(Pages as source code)
— Begin —

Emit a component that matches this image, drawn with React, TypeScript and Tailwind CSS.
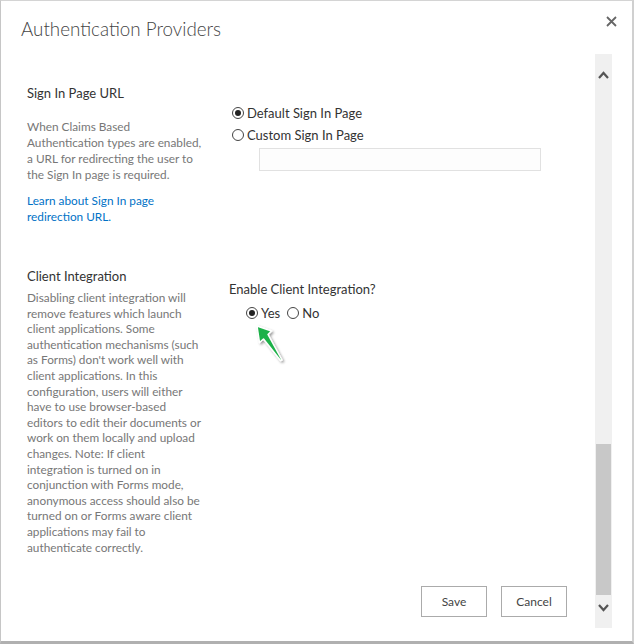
import React from 'react';

const font = { fontFamily: 'Lato, "Open Sans", sans-serif' };

function Radio({ checked, label }: { checked?: boolean; label: string }) {
  return (
    <span className="flex items-center gap-[3px] whitespace-nowrap text-[13px] leading-[18px] text-[#333]">
      <span className="flex h-[12px] w-[12px] items-center justify-center rounded-full border border-[#444] bg-white">
        {checked && <span className="h-[6px] w-[6px] rounded-full bg-[#222]" />}
      </span>
      {label}
    </span>
  );
}

function Scrollbar() {
  return (
    <div className="flex w-[17px] shrink-0 flex-col bg-[#f0f0f0]">
      <div className="flex h-[32px] items-start justify-center pt-[17px]">
        <svg width="11" height="8" viewBox="0 0 11 8">
          <path d="M1 7 L5.5 2 L10 7" fill="none" stroke="#555" strokeWidth="2.2" />
        </svg>
      </div>
      <div className="flex-1" />
      <div className="mx-[1px] h-[151px] bg-[#c8c8c8]" />
      <div className="flex h-[33px] items-start justify-center pt-[9px]">
        <svg width="11" height="8" viewBox="0 0 11 8">
          <path d="M1 1 L5.5 6 L10 1" fill="none" stroke="#555" strokeWidth="2.2" />
        </svg>
      </div>
    </div>
  );
}

function Arrow() {
  return (
    <svg width="36" height="46" viewBox="0 0 36 46" className="ml-[25px] -mt-[2px]">
      <defs>
        <filter id="sh" x="-40%" y="-40%" width="180%" height="180%">
          <feDropShadow dx="1.5" dy="1.5" stdDeviation="1.3" floodColor="#000" floodOpacity="0.4" />
        </filter>
      </defs>
      <path
        d="M3 6 L17.5 11 L14 14.5 L28 40 L26.5 40.5 L9.5 19 L5.5 22.5 Z"
        fill="#1fb14a"
        stroke="#fff"
        strokeWidth="1.5"
        strokeLinejoin="round"
        filter="url(#sh)"
      />
    </svg>
  );
}

export default function App() {
  return (
    <div
      className="flex h-[644px] w-[634px] flex-col border-l border-t border-r-2 border-b-[3px] border-l-[#c6c6c6] border-t-[#d4d4d4] border-r-[#d0d0d0] border-b-[#b0b0b0] bg-white"
      style={font}
    >
      <div className="flex h-[53px] shrink-0 items-start justify-between pl-[20px] pr-[15px]">
        <h1 className="mt-[15px] whitespace-nowrap text-[18.8px] font-light leading-[26px] text-[#444]">Authentication Providers</h1>
        <svg width="11" height="11" viewBox="0 0 11 11" className="mt-[15px]">
          <path d="M1 1 L10 10 M10 1 L1 10" stroke="#666" strokeWidth="1.8" />
        </svg>
      </div>

      <div className="flex min-h-0 flex-1 pb-[13px]">
        <div className="flex min-w-0 flex-1 flex-col">
          {/* Sign In Page URL */}
          <div className="flex pt-[30px]">
            <div className="w-[205px] shrink-0 whitespace-nowrap pl-[26px]">
              <h3 className="text-[13px] leading-[18px] text-[#333]">Sign In Page URL</h3>
              <p className="mt-[17px] text-[11.8px] leading-[16px] text-[#777]">
                When Claims Based<br />
                Authentication types are enabled,<br />
                a URL for redirecting the user to<br />
                the Sign In page is required.
              </p>
              <a className="mt-[10px] block text-[11.8px] leading-[16px] text-[#0072c6]">
                Learn about Sign In page<br />
                redirection URL.
              </a>
            </div>
            <div className="flex flex-col pl-[26px] pt-[20px]">
              <Radio checked label="Default Sign In Page" />
              <div className="mt-[4px]">
                <Radio label="Custom Sign In Page" />
              </div>
              <div className="ml-[27px] mt-[4px] h-[23px] w-[282px] border border-[#e1e1e1] bg-[#fdfdfd]" />
            </div>
          </div>

          {/* Client Integration */}
          <div className="flex pt-[42px]">
            <div className="w-[205px] shrink-0 whitespace-nowrap pl-[26px]">
              <h3 className="text-[13px] leading-[18px] text-[#333]">Client Integration</h3>
              <p className="mt-[5px] text-[11.8px] leading-[15.6px] text-[#777]">
                Disabling client integration will<br />
                remove features which launch<br />
                client applications. Some<br />
                authentication mechanisms (such<br />
                as Forms) don't work well with<br />
                client applications. In this<br />
                configuration, users will either<br />
                have to use browser-based<br />
                editors to edit their documents or<br />
                work on them locally and upload<br />
                changes. Note: If client<br />
                integration is turned on in<br />
                conjunction with Forms mode,<br />
                anonymous access should also be<br />
                turned on or Forms aware client<br />
                applications may fail to<br />
                authenticate correctly.
              </p>
            </div>
            <div className="flex flex-col pl-[23px] pt-[13px]">
              <span className="whitespace-nowrap text-[13px] leading-[18px] text-[#333]">Enable Client Integration?</span>
              <div className="ml-[17px] mt-[6px] flex gap-[7px]">
                <Radio checked label="Yes" />
                <Radio label="No" />
              </div>
              <Arrow />
            </div>
          </div>

          <div className="flex-1" />
          <div className="mb-[11px] flex justify-end gap-[14px] pr-[28px]">
            <button className="h-[31px] w-[66px] border border-[#ababab] bg-white text-[12px] text-[#444]">Save</button>
            <button className="h-[31px] w-[66px] border border-[#ababab] bg-white text-[12px] text-[#444]">Cancel</button>
          </div>
        </div>
        <Scrollbar />
        <div className="w-[20px] shrink-0" />
      </div>
    </div>
  );
}
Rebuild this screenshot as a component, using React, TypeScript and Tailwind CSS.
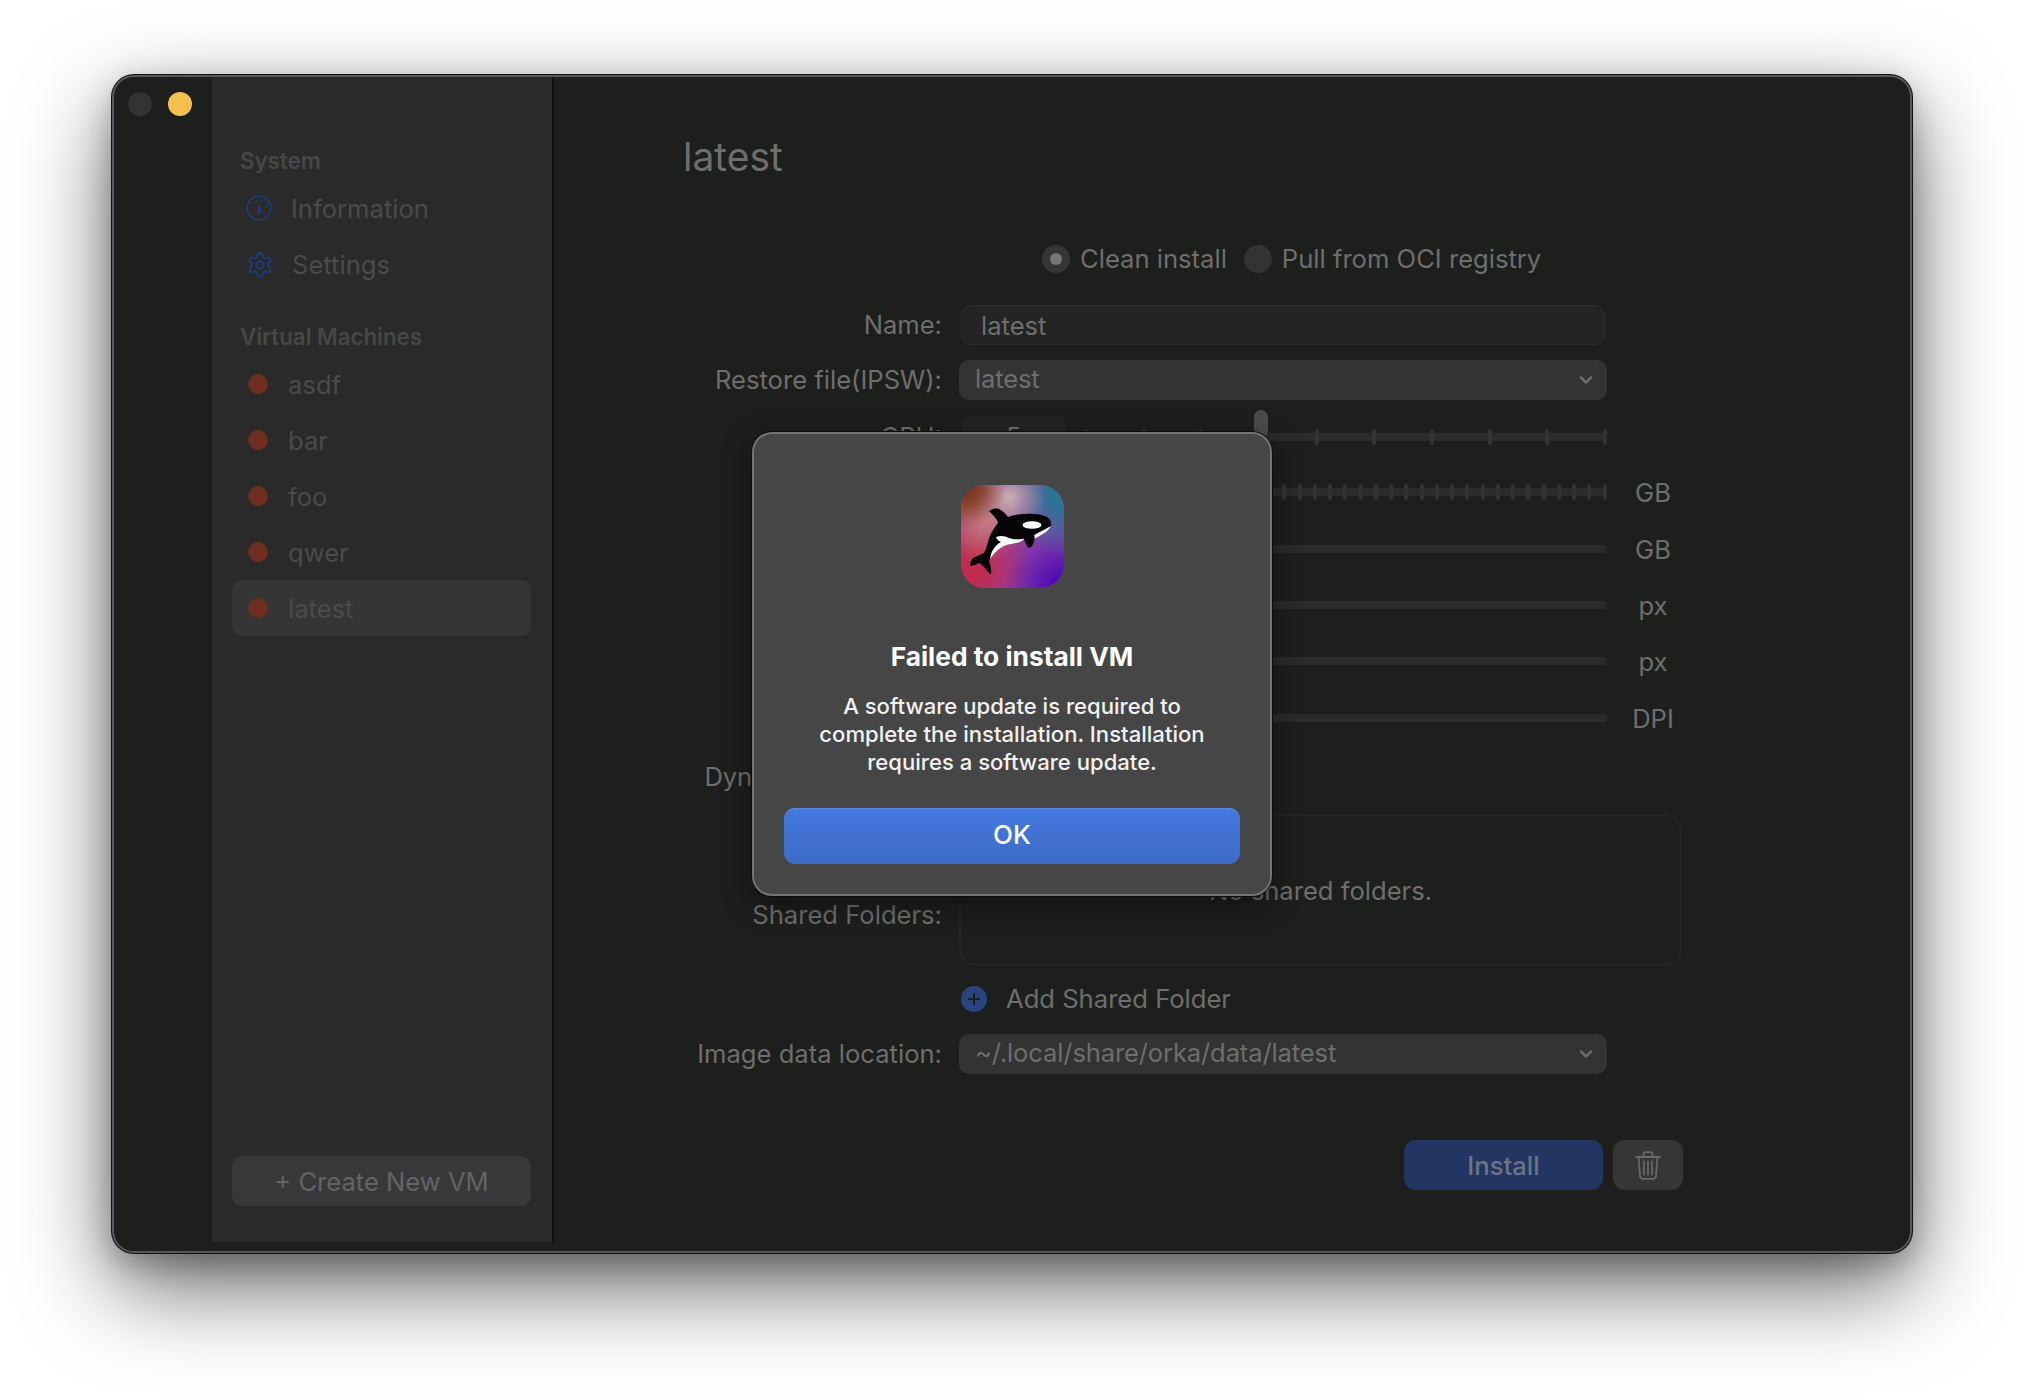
import React from "react";
import { ChevronDown, Settings } from "lucide-react";

const machines = ["asdf", "bar", "foo", "qwer", "latest"];

const GaugeIcon = () => (
  <svg width="26" height="26" viewBox="0 0 26 26" fill="none" stroke="#1f3b7c" strokeWidth="1.6">
    <circle cx="13" cy="13" r="11.8" />
    <g fill="#1f3b7c" stroke="none">
      <circle cx="5.5" cy="12" r="0.9" />
      <circle cx="7.5" cy="7.8" r="0.9" />
      <circle cx="11" cy="5.6" r="0.9" />
      <circle cx="15" cy="5.6" r="0.9" />
      <circle cx="18.5" cy="7.8" r="0.9" />
      <circle cx="20.5" cy="12" r="0.9" />
      <path d="M12.3 10 L13.7 10 L15 17.5 A2 2 0 1 1 11 17.5 Z" />
    </g>
  </svg>
);

const TrashIcon = () => (
  <svg width="26" height="29" viewBox="0 0 26 29" fill="none" stroke="#696969" strokeWidth="1.8" strokeLinecap="round" strokeLinejoin="round">
    <path d="M1 6 H25" />
    <path d="M8.5 6 V3.6 A2.4 2.4 0 0 1 10.9 1.2 H15.1 A2.4 2.4 0 0 1 17.5 3.6 V6" />
    <path d="M3.5 6 L5 25 A2.8 2.8 0 0 0 7.8 27.8 H18.2 A2.8 2.8 0 0 0 21 25 L22.5 6" />
    <path d="M9 10.5 V23.5 M13 10.5 V23.5 M17 10.5 V23.5" />
  </svg>
);

// mesh-like app icon, stacked radial fills with the whale on top
const OrcaLogo = () => (
  <svg width="103" height="103" viewBox="0 0 103 103">
    <defs>
      <radialGradient id="brown" cx="0.02" cy="0.02" r="0.42">
        <stop offset="0" stopColor="#6e2a0a" />
        <stop offset="0.5" stopColor="#8a4426" stopOpacity="0.85" />
        <stop offset="1" stopColor="#a86050" stopOpacity="0" />
      </radialGradient>
      <radialGradient id="salmon" cx="0.22" cy="0.36" r="0.4">
        <stop offset="0" stopColor="#c87c7e" />
        <stop offset="1" stopColor="#c87c7e" stopOpacity="0" />
      </radialGradient>
      <radialGradient id="teal" cx="1" cy="0.08" r="0.62">
        <stop offset="0.2" stopColor="#2a7596" />
        <stop offset="1" stopColor="#2a7596" stopOpacity="0" />
      </radialGradient>
      <radialGradient id="light" cx="0.47" cy="0.12" r="0.36">
        <stop offset="0" stopColor="#c9b2b0" />
        <stop offset="1" stopColor="#c9a0a0" stopOpacity="0" />
      </radialGradient>
      <radialGradient id="rose" cx="0.08" cy="0.78" r="0.62">
        <stop offset="0.25" stopColor="#c02c50" />
        <stop offset="1" stopColor="#c02c50" stopOpacity="0" />
      </radialGradient>
      <radialGradient id="violet" cx="1" cy="1" r="0.58">
        <stop offset="0.15" stopColor="#4c08b4" />
        <stop offset="1" stopColor="#4c08b4" stopOpacity="0" />
      </radialGradient>
      <clipPath id="squircle">
        <rect width="103" height="103" rx="24" />
      </clipPath>
    </defs>
    <g clipPath="url(#squircle)">
      <rect width="103" height="103" fill="#8d40a8" />
      <rect width="103" height="103" fill="url(#rose)" />
      <rect width="103" height="103" fill="url(#violet)" />
      <rect width="103" height="103" fill="url(#teal)" />
      <rect width="103" height="103" fill="url(#salmon)" />
      <rect width="103" height="103" fill="url(#light)" />
      <rect width="103" height="103" fill="url(#brown)" />
    </g>
    <path
      fill="#040406"
      d="M28 26 C31 24 35 23 38 24 C42 26 45 29 47 32 C52 30 58 29 64 29 C72 28 81 29 86 32 C89 34 91 37 90 41 C87 43 85 43 82 45 C79 47 76 49 73 50 C74 54 73 59 70 62 C68 64 66 62 65 59 C64 57 63 55 63 53 C59 55 56 57 50 58 C44 60 38 62 33 68 C31 71 29 73 28 76 C29 80 31 84 30 89 C27 88 25 84 23 82 C21 80 19 78 18 78 C15 79 12 81 9 81 C9 78 10 75 12 73 C15 71 20 70 23 68 C26 62 27 57 28 53 C30 48 33 43 37 38 C36 34 33 31 28 26 Z"
    />
    <ellipse cx="71" cy="40" rx="9.5" ry="3.8" fill="#fff" />
    <path fill="#fff" d="M35 52 C40 50 44 51 48 53 C53 55 58 54 63 54 C61 57 56 58 50 59 C42 60 35 65 29 74 C30 67 33 61 40 57 C38 56 36 55 35 52 Z" />
    <path fill="#fff" d="M90 41 C86 44 80 46 73.5 50 L73.8 53.5 C80 50 87 47 90 41 Z" />
  </svg>
);

const Label = ({ children }: { children?: React.ReactNode }) => (
  <span className="w-[259px] shrink-0 text-right whitespace-nowrap">{children}</span>
);

const Slider = ({ ticks, thumb, unit }: { ticks?: number; thumb?: boolean; unit?: string }) => (
  <div className="flex items-center">
    <div className="relative flex h-4 w-[523px] items-center justify-between">
      <div className="absolute inset-x-0 top-1 h-2 rounded-full bg-[#2a2b2a]" />
      {Array.from({ length: ticks ?? 0 }).map((_, i) => (
        <div key={i} className="relative h-4 w-1 rounded-full bg-[#323332]" />
      ))}
      {thumb ? <div className="absolute left-[170px] top-[-19px] h-[28px] w-[14px] rounded-full bg-[#4b4b4b]" /> : null}
    </div>
    {unit ? <span className="w-[92px] translate-y-px text-center">{unit}</span> : null}
  </div>
);

const SelectBox = ({ value }: { value: string }) => (
  <div className="flex h-10 w-[648px] items-center justify-between rounded-[10px] bg-[#333333] pl-4 pr-[11px]">
    <span className="-translate-y-px tracking-[-0.15px]">{value}</span>
    <ChevronDown size={20} strokeWidth={3} className="text-[#6b6b6b]" />
  </div>
);

export default function App() {
  return (
    <div className="h-[1400px] w-[2024px] overflow-hidden bg-white pl-[112px] pt-[75px] [font-family:Inter,'Liberation_Sans',sans-serif]">
      <div className="relative flex h-[1178px] w-[1800px] overflow-hidden rounded-[22px] border-2 border-[#58585c] bg-[#1d1f1c] text-[25.6px] leading-8 text-[#6e6e6e] shadow-[0_0_0_1px_#111111,0_34px_90px_rgba(0,0,0,0.6),0_10px_30px_rgba(0,0,0,0.25)]">
        <div className="flex w-[98px] shrink-0 gap-4 pl-[14px] pt-[15px]">
          <div className="h-6 w-6 rounded-full bg-[#333333]" />
          <div className="h-6 w-6 rounded-full bg-[#f4c04e]" />
        </div>

        <aside className="flex h-[1165px] w-[342px] shrink-0 flex-col border-r-2 border-[#0f0f0f] bg-[#2a2a2a] pb-9 pl-5 pr-[21px] pt-[70px] text-[#4b4b4b]">
          <p className="pl-[8px] text-[22.3px] font-semibold leading-7 text-[#474747]">System</p>
          <div className="mt-[5px] flex h-14 items-center gap-[19px] pl-[14px]">
            <GaugeIcon />
            <span className="translate-y-px">Information</span>
          </div>
          <div className="flex h-14 items-center gap-[18px] pl-[14px]">
            <Settings size={28} strokeWidth={1.7} className="translate-y-px text-[#1f3b7c]" />
            <span className="translate-y-px">Settings</span>
          </div>

          <p className="mt-[31px] pl-[8px] text-[22.3px] font-semibold leading-7 text-[#474747]">Virtual Machines</p>
          <div className="mt-[5px]">
            {machines.map((vm) => (
              <div key={vm} className={`flex h-14 items-center gap-[20px] rounded-[10px] pl-4 ${vm === "latest" ? "bg-[#353535]" : ""}`}>
                <div className="h-5 w-5 rounded-full bg-[#6e2c22]" />
                <span className="translate-y-px">{vm}</span>
              </div>
            ))}
          </div>

          <button className="mt-auto h-[50px] rounded-[10px] bg-[#37383a] text-[#646464]">
            <span className="inline-block translate-y-px">+ Create New VM</span>
          </button>
        </aside>

        <main className="flex flex-col pl-[129px] pt-[56px]">
          <h1 className="text-[39px] leading-[48px] text-[#6e6e6e]">latest</h1>

          <div className="mt-[64px] flex h-7 items-center pl-[359px]">
            <div className="flex h-7 w-7 items-center justify-center rounded-full bg-[#353535]">
              <div className="h-3 w-3 rounded-full bg-[#767676]" />
            </div>
            <span className="ml-[10px]">Clean install</span>
            <div className="ml-[17px] h-7 w-7 rounded-full bg-[#333333]" />
            <span className="ml-[10px]">Pull from OCI registry</span>
          </div>

          <div className="mt-[32px] flex h-10 items-center gap-[17px]">
            <Label>Name:</Label>
            <div className="ml-[2px] flex h-10 w-[644px] items-center rounded-[10px] border border-[#2d2e2d] bg-[#242424] pl-[19px]">
              <span className="translate-y-px">latest</span>
            </div>
          </div>

          <div className="mt-[15px] flex h-10 items-center gap-[17px]">
            <Label>Restore file(IPSW):</Label>
            <SelectBox value="latest" />
          </div>

          <div className="mt-[17px] flex h-10 items-center gap-[17px]">
            <Label>CPU:</Label>
            <div className="ml-[2px] mr-px flex h-10 w-[105px] items-center justify-center rounded-[6px] bg-[#242424]">5</div>
            <Slider ticks={10} thumb />
          </div>

          <div className="mt-[15px] flex h-10 items-center gap-[17px]">
            <Label />
            <div className="ml-[125px]">
              <Slider ticks={35} unit="GB" />
            </div>
          </div>
          {[
            { unit: "GB", mt: "mt-[17px]" },
            { unit: "px", mt: "mt-[16px]" },
            { unit: "px", mt: "mt-[16px]" },
            { unit: "DPI", mt: "mt-[17px]" },
          ].map((row, i) => (
            <div key={i} className={`${row.mt} flex h-10 items-center gap-[17px]`}>
              <Label />
              <div className="ml-[125px]">
                <Slider unit={row.unit} />
              </div>
            </div>
          ))}

          <div className="mt-[19px] flex h-10 items-center gap-[17px] tracking-[-0.1px]">
            <Label>Dynamic resolution:</Label>
          </div>

          <div className="mt-[17px] flex gap-[17px]">
            <div className="flex shrink-0 pt-[85px]">
              <Label>Shared Folders:</Label>
            </div>
            <div className="flex h-[152px] w-[723px] items-center justify-center rounded-[18px] border-2 border-[#242523]">
              <span className="translate-y-px">No shared folders.</span>
            </div>
          </div>

          <div className="mt-[12px] flex h-10 items-center gap-[17px]">
            <Label />
            <div className="ml-[2px] flex translate-y-px items-center gap-[19px]">
              <div className="flex h-[26px] w-[26px] items-center justify-center rounded-full bg-[#2a4480] text-[#1c1d1b]">
                <svg width="14" height="14" viewBox="0 0 14 14" stroke="currentColor" strokeWidth="2">
                  <path d="M7 1 V13 M1 7 H13" />
                </svg>
              </div>
              <span>Add Shared Folder</span>
            </div>
          </div>

          <div className="mt-[16px] flex h-10 items-center gap-[17px]">
            <Label>Image data location:</Label>
            <SelectBox value="~/.local/share/orka/data/latest" />
          </div>

          <div className="ml-[277px] mt-[66px] flex w-[723px] justify-end gap-[10px]">
            <button className="h-[50px] w-[199px] rounded-[12px] bg-[#233562] font-medium text-[#6c7484]">
              <span className="inline-block translate-y-px">Install</span>
            </button>
            <button className="flex h-[50px] w-[70px] items-center justify-center rounded-[12px] bg-[#363636]">
              <TrashIcon />
            </button>
          </div>
        </main>

        <div className="absolute left-[638px] top-[355px] flex h-[464px] w-[520px] flex-col items-center rounded-[20px] border-2 border-[#737373] bg-[#464646] pt-[51px] shadow-[0_0_0_1px_#0c0c0c,0_8px_30px_rgba(0,0,0,0.45)]">
          <OrcaLogo />
          <h2 className="mt-[52px] translate-y-px text-[26.3px] font-bold leading-8 text-white">Failed to install VM</h2>
          <p className="mt-[20px] text-center text-[22.1px] font-medium leading-[28px] text-[#f2f2f2]">
            A software update is required to
            <br />
            complete the installation. Installation
            <br />
            requires a software update.
          </p>
          <button className="mt-[32px] h-14 w-[456px] rounded-[11px] border-t border-[#5a8ae6] bg-gradient-to-b from-[#4579de] to-[#3d6bc6] text-[26px] font-medium text-white">
            <span className="inline-block -translate-y-[2px]">OK</span>
          </button>
        </div>
      </div>
    </div>
  );
}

— End —

What you need to do —
Find each line holding the string "TypeScript" and copy it out.

Full response —
Emit a component that matches this image, drawn with React, TypeScript and Tailwind CSS.
Rebuild this screenshot as a component, using React, TypeScript and Tailwind CSS.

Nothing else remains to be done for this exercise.